PUBLISHED May 23rd, 2013 02:46 am | UPDATED January 21st, 2016 07:08 am
- Islands
- Strangers In Motion
- Calling Wounds
- Telegram
- Somone’s
- I Carry Your Heart
- Stars (So Be It)
Jonathan Meur’s EP has been awaited with bated breath. For over the past year, those who have watched him grow in confidence and stature in the open mic circuit (notably at Originals Only Open Mic – OOOM) and at bigger venues like Esplanade must have wondered what his songs would sound like with a fuller instrumentation. People have noted the genteelness of his persona and the rawness of his performances but they will remember the poetry he weaved around them in his songs. And so it is, with eagerness, that I take to Woodnotes.
You sense that Woodnotes was conjured up in moments of solitude, in the moments that go unnoticed in the humdrum. For example, Strangers In Motion (my favourite track), the 2nd track on the album, is about that fleeting shade on a bus ride when chemistry is found in the confluence of strangers’ eyes. Telegram is an inventive piece of writing that brings to mind the tapping moments of a telegram being sent. Stars (So Be It) is a poetical expression of the wonderings that occur at night under the watchful metaphor of stars, somewhat fatalistic in its lyricism. But that’s what you get with Jonathan Meur – a lyricist with an innate sense of weaving poetry into song (Someone’s, the fifth track, is a good example of that).
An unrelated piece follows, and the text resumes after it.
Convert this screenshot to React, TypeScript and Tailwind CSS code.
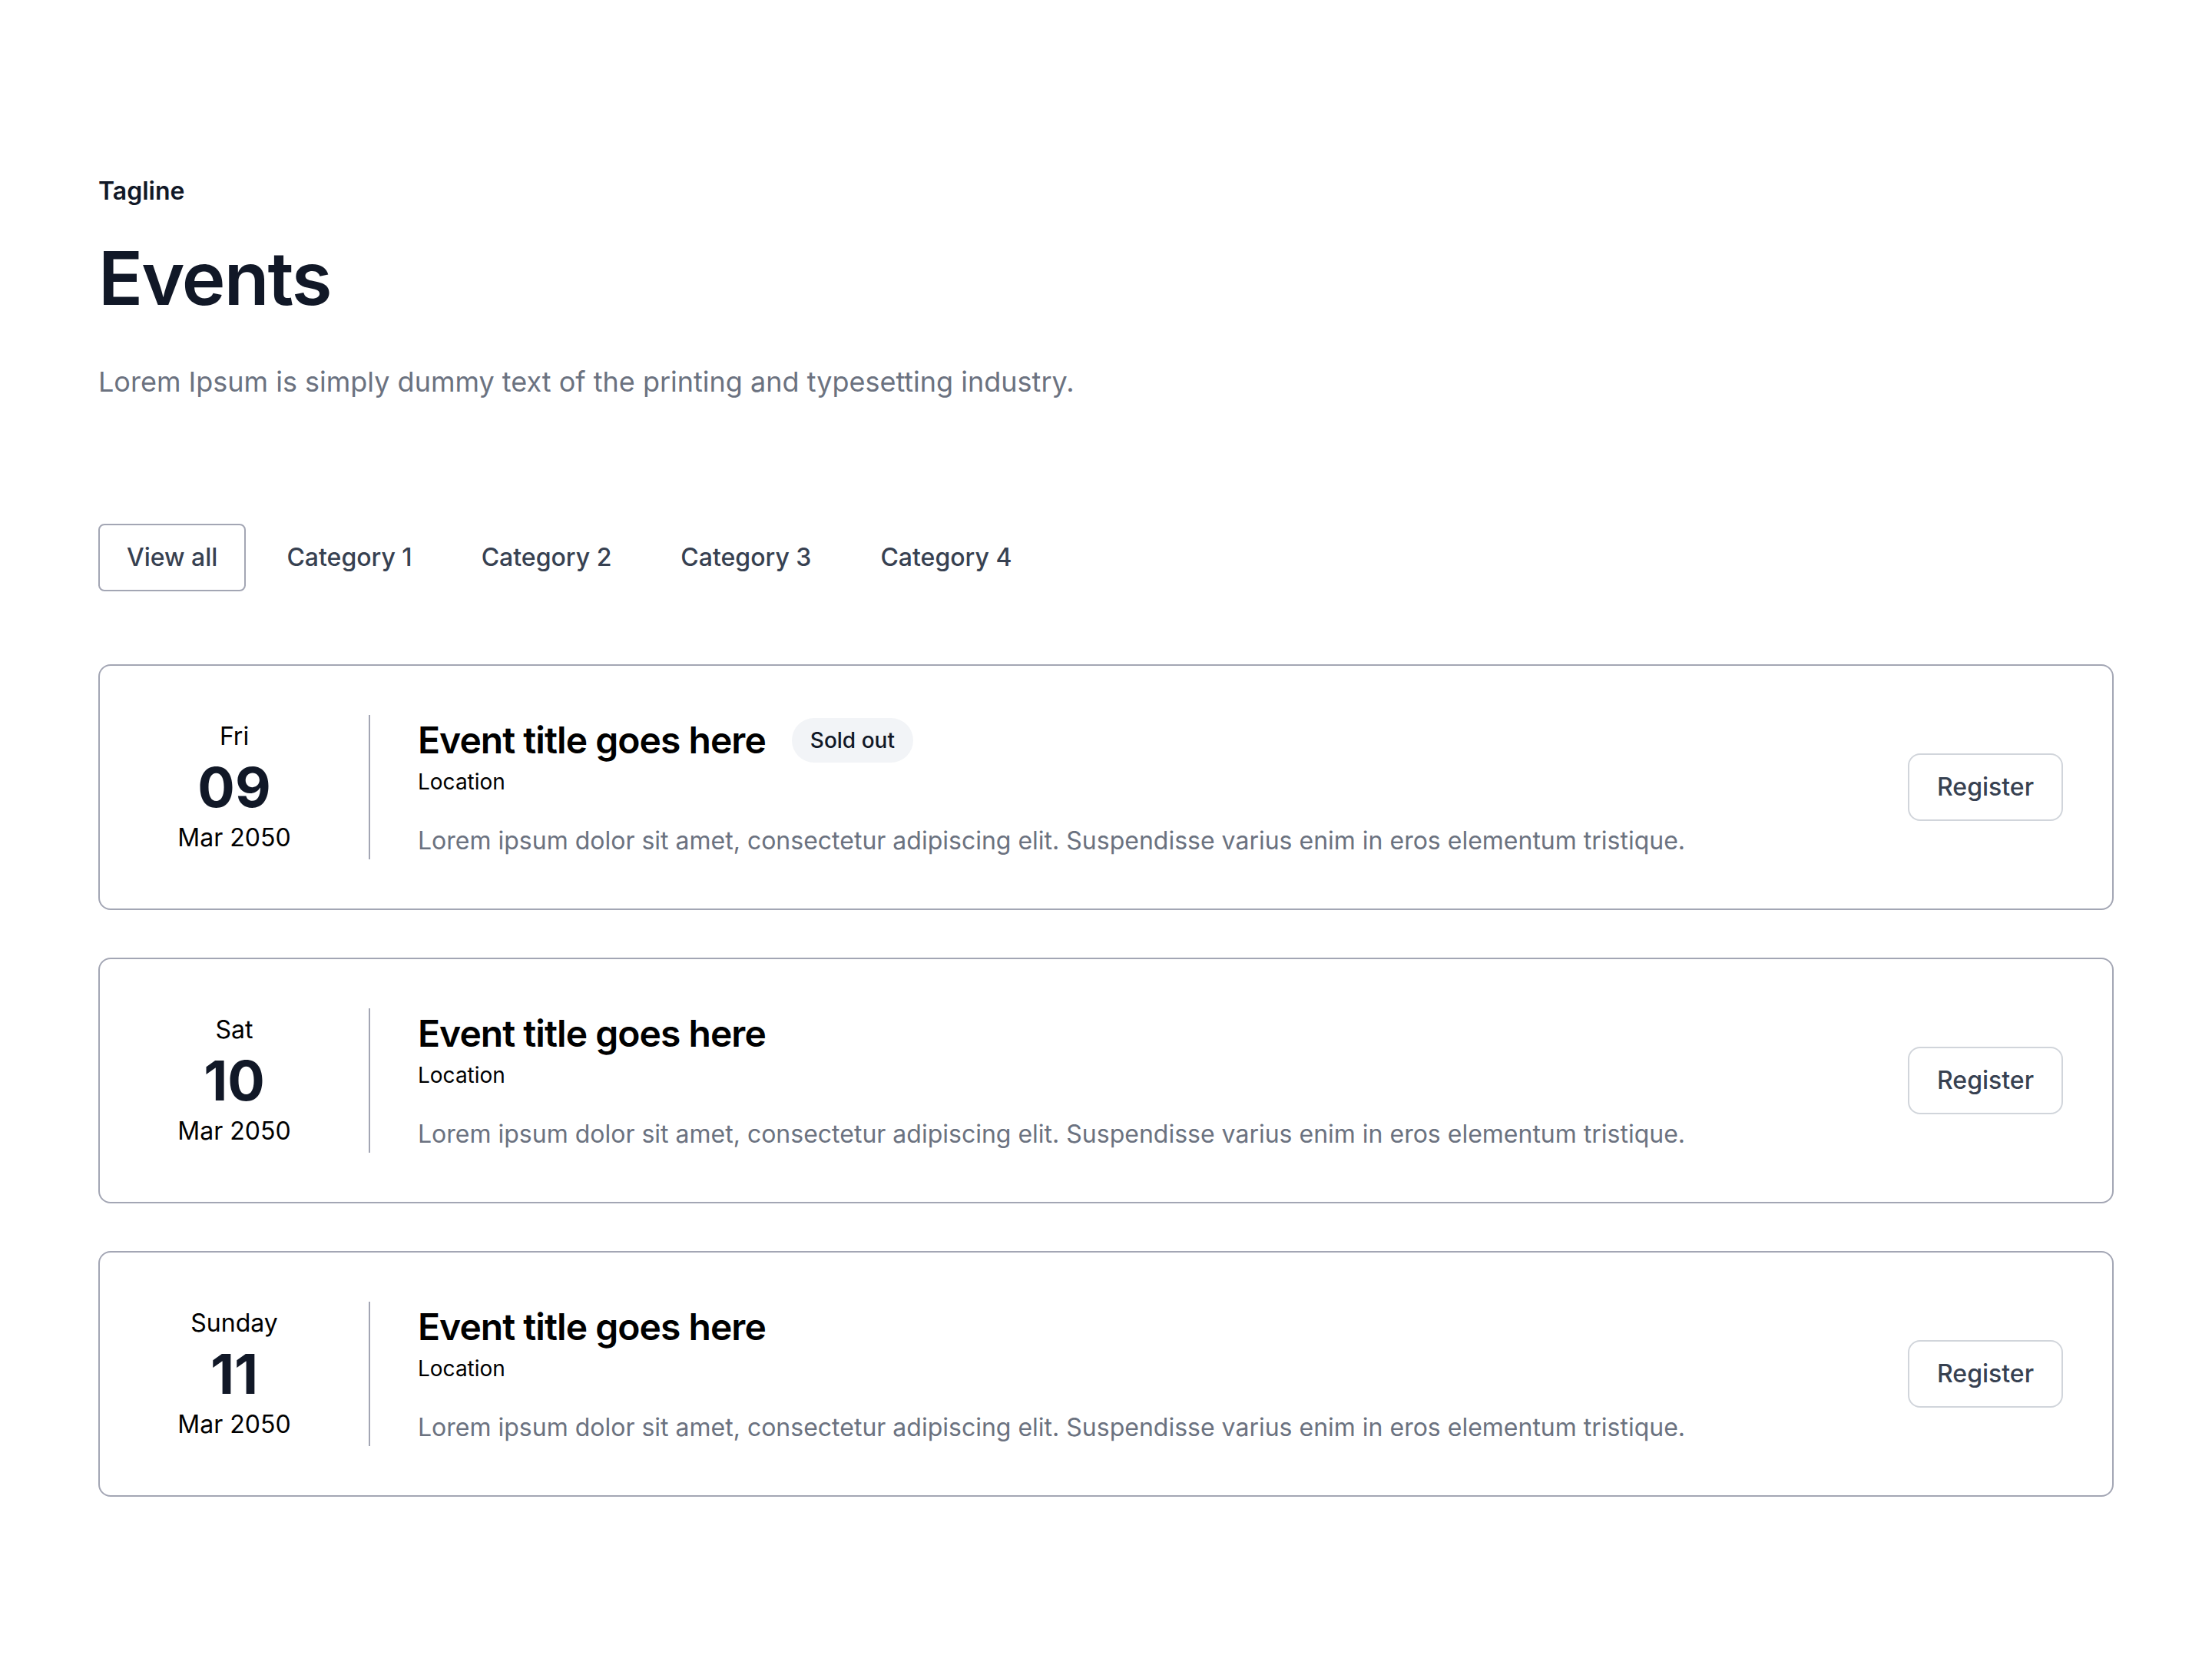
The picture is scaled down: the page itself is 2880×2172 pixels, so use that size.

The choice of instrumentation adds a warmth to the songs that might not necessarily have come through in his solo gigs thus far, whether it’s the denseness of the cello or the choral vocals and horns lending some levity to the record. The overall delivery and production still feels a little raw, as if you sense an artist still fumbling for a resolve, an identity, in crafting his own sound. Listening to the title track, Islands, you feel he agrees – ‘watch me prove what I can do,’ and it makes you excited for the things to come.